The last time we were at such a juncture, making the transition from unvaccinated to fully vaccinated, the calculations were simpler: We were all ending up in pretty similar, COVID-safe spots. Privileges were spelled out in intense detail on the CDC’s website; folks were told, point-blank, that they could “resume activities that you did prior to the pandemic.” This time around, though, the thinking’s much less binary—in part because boosters are being asked to play such different roles, depending on who’s getting them and when, Robinson pointed out.

For the immunocompromised, for instance, whose bodies have a tougher time responding to vaccines, additional doses are meant to generate protection that might have been mostly absent before; the CDC doesn’t even call these jabs “boosters” at all. The booster-made gains in protection can also be big for the oldest among us. This group started out at higher risk of getting severe COVID-19, and for them, post-vaccination protection against infection of all flavors seems to be on a bit of a decline. More shots can shore up those defenses—that’s what I’m hoping a booster will do for my mother, whose age and health conditions put her at high risk.

The younger, healthier contingent of the booster-eligible still seems pretty well guarded against COVID-19, but people in this group might work or live in places that up their chances of catching and transmitting the virus. Many experts think that members of this group really might not need additional shots at all, at least not yet: The benefits seem a bit unclear—like topping off a tank that’s already near-overflowing—and could be totally transient. For them, the boost is more like a hedge against the risks they’re already taking; it’s not intended to be an incentive to take on new ones.

The matrix that covers all of these scenarios is head-spinning, and no universal rule book can accommodate all of them. People’s risk budgets have also been different: Many never took advantage of all that being “fully vaccinated” allowed, and are finally starting to; others engaged in those behaviors, then dropped them during the summer of Delta, and now want to reclaim them. That’s a thorny landscape for any CDC guidance to wade into, especially when green-lighting activities for people who are boosted would also mean excluding many who are not and yet who remain, officially, fully vaccinated.

In one sense, boosters could be seen as helping level the playing field, adding protection where it was incomplete. Immune protection, once built, isn’t static; time and viral mutations do tend to erode it away. More shots for individuals can shuttle people back up the spectrum of defense. But that’s still just among the already vaccinated. The power of a booster still pales in comparison with that of a first shot. “It’s almost like we’re increasing the inequality in immunity,” Jennifer Dowd, an epidemiologist at Oxford University, told me. “Some now have supercharged immunity, some have none, and everywhere in between.” A best-case scenario is one in which more people are vaccinated, the virus doesn’t run as rampant, and we end up needing the shots less, not more.

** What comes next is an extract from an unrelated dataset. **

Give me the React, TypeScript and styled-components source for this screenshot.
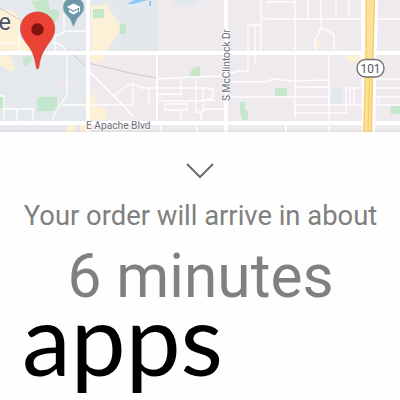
import React from 'react';
import styled, { createGlobalStyle } from 'styled-components';

const GlobalStyle = createGlobalStyle`
  body { margin: 0; background: #fefefe; }
`;

const Screen = styled.main`
  width: 400px;
  height: 400px;
  overflow: hidden;
  display: flex;
  flex-direction: column;
  background: #fefefe;
  font-family: Roboto, sans-serif;
`;

const MapView = styled.section`
  flex: 0 0 132px;
  height: 132px;
  overflow: hidden;
`;

const MapCanvas = styled.svg`
  display: block;
`;

const Sheet = styled.section`
  flex: 1;
  display: flex;
  flex-direction: column;
  align-items: center;
  background: #fefefe;
  color: #808080;
  z-index: 1;
  box-shadow: 0 -1px 2px rgba(0, 0, 0, 0.08);
`;

const Collapse = styled.button`
  margin: 30px 0 0;
  padding: 0;
  border: 0;
  height: 18px;
  background: none;
  color: #6c6c6c;
  svg { display: block; }
`;

const Lead = styled.p`
  margin: 18px 0 0;
  padding-left: 1px;
  font-size: 27.4px;
  line-height: 36px;
  white-space: nowrap;
`;

const Estimate = styled.p`
  margin: 16px 0 0;
  padding-left: 1px;
  font-size: 60.4px;
  line-height: 54px;
  white-space: nowrap;
`;

const Caption = styled.p`
  align-self: flex-start;
  margin: 0 0 0 22px;
  color: #000;
  font: 400 98px/68px Lato, sans-serif;
  white-space: nowrap;
`;

const StreetMap = () => (
  <MapCanvas width="400" height="132" viewBox="0 0 400 132">
    <rect width="400" height="132" fill="#eeeaee" />
    <path d="M0 0H88V132H0Z" fill="#e5e8ed" />
    <path d="M88 0H157V52H88Z M173 0H199L191 7L176 5Z M331 88H341V104H331Z" fill="#e3e8ec" />
    <path d="M58 81l6-4 3 3v6l-4 2-4-3z" fill="#eee6ea" />

    <g fill="#fcf0d7">
      <path d="M0 10H12L25 23H20V52H0Z" />
      <path d="M0 54L12 57 15 70 10 72 5 67 0 66Z M20 40H35V53H20Z" />
      <path d="M91 6L108 4 111 12 120 23 119 33 111 44 106 53 104 63 91 62Z" />
      <path d="M67 123H76V132H65Z M86 96L95 94 96 106 107 109V120H86Z M80 124H90V132H80Z" />
      <path d="M347 55H361V62H347Z M316 40l4 3v6h-4z" />
    </g>
    <g fill="#c4e6cb">
      <path d="M31 1L48 0 50 10 58 9 59 17 53 25 38 13Z M22 57L32 56 31 62 25 67Z" />
      <path d="M93 9H104V18H93Z M120 24H126V34H120Z M37 97H57V111H37Z M0 97H4V108H0Z" />
      <path d="M190 72L194 68 200 66V76H190Z M240 102H245V110H248V120H242L240 112Z" />
      <path d="M275 88H287V96H275Z M391 106H400V114H391Z" />
    </g>
    <path d="M127 4L134 0H148L137 3 133 4Z M149 1H151V6H149Z" fill="#8bcaf8" />

    <g fill="none" stroke="#c9c9cd" strokeWidth="1">
      <path d="M0 8L30 26M67 50L88 68" />
      <path d="M88 63L130 73 157 78" />
    </g>

    <g fill="none" stroke="#fff" strokeWidth="1.4" strokeOpacity=".9">
      <path d="M0 43H19M19 24V53M55 53V35H59L65 31H88M52 42C58 43 66 46 67 54V92C67 102 53 108 53 120" />
      <path d="M64 29V0M62 105H88M0 96H4V120M4 109H33V122M17 110V122" />
      <path d="M114 96L126 86 133 84M88 105H133M133 84V105M157 52V120M157 79L190 77 226 76" />
      <path d="M133 83L141 88H207M149 88V104M181 79V94H157M196 79V112H203V104M203 88V100H215M165 104V110H187V103M165 104H187M157 101H204L213 97V89H207M204 109H226M181 111V120M201 112V120" />
      <path d="M226 74L239 71H248V25H261M261 0V51M255 25V64M261 18H266M226 82H266M226 97H294" />
      <path d="M266 2H295M266 19H400M295 0V118M308 0V18M321 0V28M336 0V18M349 0V18M321 28L334 34V51M321 28L315 40V51" />
      <path d="M266 81L275 79 290 81 329 80M329 54V132M295 87H329M295 97H329M295 105H400M295 113H346V88H400M350 89V104M354 89V104M376 79H400M376 97H400M379 97V104M286 124V132" />
    </g>
    <g fill="none" stroke="#fff">
      <path d="M88 0V132M226 0V132" strokeWidth="3.8" />
      <path d="M0 53H400M0 123H400" strokeWidth="3.8" />
      <path d="M88 70L117 99 133 116M157 53V123" strokeWidth="1.6" />
      <path d="M161 126V132M286 125V132M197 126V132" strokeWidth="1.6" />
    </g>
    <path d="M361 0H378L375 132H362Z" fill="#fff" />
    <path d="M366 0H375L372 132H363Z" fill="#fde19a" />
    <path d="M366 0L366 60 364 132M374.5 0L372.5 60 371.5 132M370 60L368 132" fill="none" stroke="#f5ca60" strokeWidth="1" />

    <rect x="357" y="59.5" width="27" height="17.5" rx="8.5" fill="#fff" stroke="#737373" strokeWidth="1.4" />
    <g fontFamily="Roboto, sans-serif">
      <text x="370.5" y="73" fill="#555" fontSize="12.8" textAnchor="middle" textLength="20" lengthAdjust="spacingAndGlyphs">101</text>
      <g fill="#6b7078" stroke="#fff" strokeOpacity=".7" strokeWidth="1.5" strokeLinejoin="round" paintOrder="stroke">
        <text x="86" y="129" fontSize="11" textLength="64.5" lengthAdjust="spacingAndGlyphs">E Apache Blvd</text>
        <text transform="translate(230.2 101) rotate(-90)" fontSize="11" textLength="72" lengthAdjust="spacingAndGlyphs">S McClintock Dr</text>
        <text x="-1.5" y="29.5" fill="#4e535d" fontSize="23.5">e</text>
      </g>
    </g>

    <path d="M63 7.5C63 -6 84 -6 84 7.5C84 13 80 15 77 19L74 26Q73.5 27 73 26L70 19C67 15 63 13 63 7.5Z" fill="#6d98a8" stroke="#b9cbd2" strokeWidth=".7" />
    <path d="M66.8 7L73.5 3.5 80.5 7 73.5 10.5ZM69 9.5L73.5 12 78 9.5V12L73.5 14.5 69 12Z M79 7H80V12H79Z" fill="#fff" />
    <path d="M37.5 12C27.8 12 20.5 19.4 20.5 28.5C20.5 36 25 41 28.5 46C33.5 53 35 59 36.2 66.5Q36.5 69 37.5 69Q38.6 69 39 66.5C40.2 58 42 53 46.5 46.5C50.5 40.5 54.7 36 54.7 28.5C54.7 19.4 47.2 12 37.5 12Z" fill="#ea4335" stroke="#cb3b35" strokeWidth=".6" />
    <circle cx="37.5" cy="29.4" r="6.2" fill="#811411" />
  </MapCanvas>
);

export default function App() {
  return (
    <>
      <GlobalStyle />
      <Screen>
        <MapView><StreetMap /></MapView>
        <Sheet>
          <Collapse aria-label="Collapse">
            <svg width="30" height="18" viewBox="0 0 30 18">
              <path d="M2 2L15 15L28 2" fill="none" stroke="currentColor" strokeWidth="2" />
            </svg>
          </Collapse>
          <Lead>Your order will arrive in about</Lead>
          <Estimate>6 minutes</Estimate>
          <Caption>apps</Caption>
        </Sheet>
      </Screen>
    </>
  );
}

In recent weeks, though, Americans have followed a nonideal pattern: Those seeking boosters have far oustripped those getting first shots—evidence of the persistent obsession over who needs more protection, rather than who has not yet gotten any at all. But even infinite boosters for the individual cannot compensate for a lack of vaccines for the community. “Our fates are inextricably linked,” Neil Lewis Jr., a behavioral scientist at Cornell University, told me. “It’s not just about how many doses I have in my body. It’s about how many doses the people around me have in their bodies.” The CDC likes to say that our health is up to each of us. But protection works best when we achieve it together.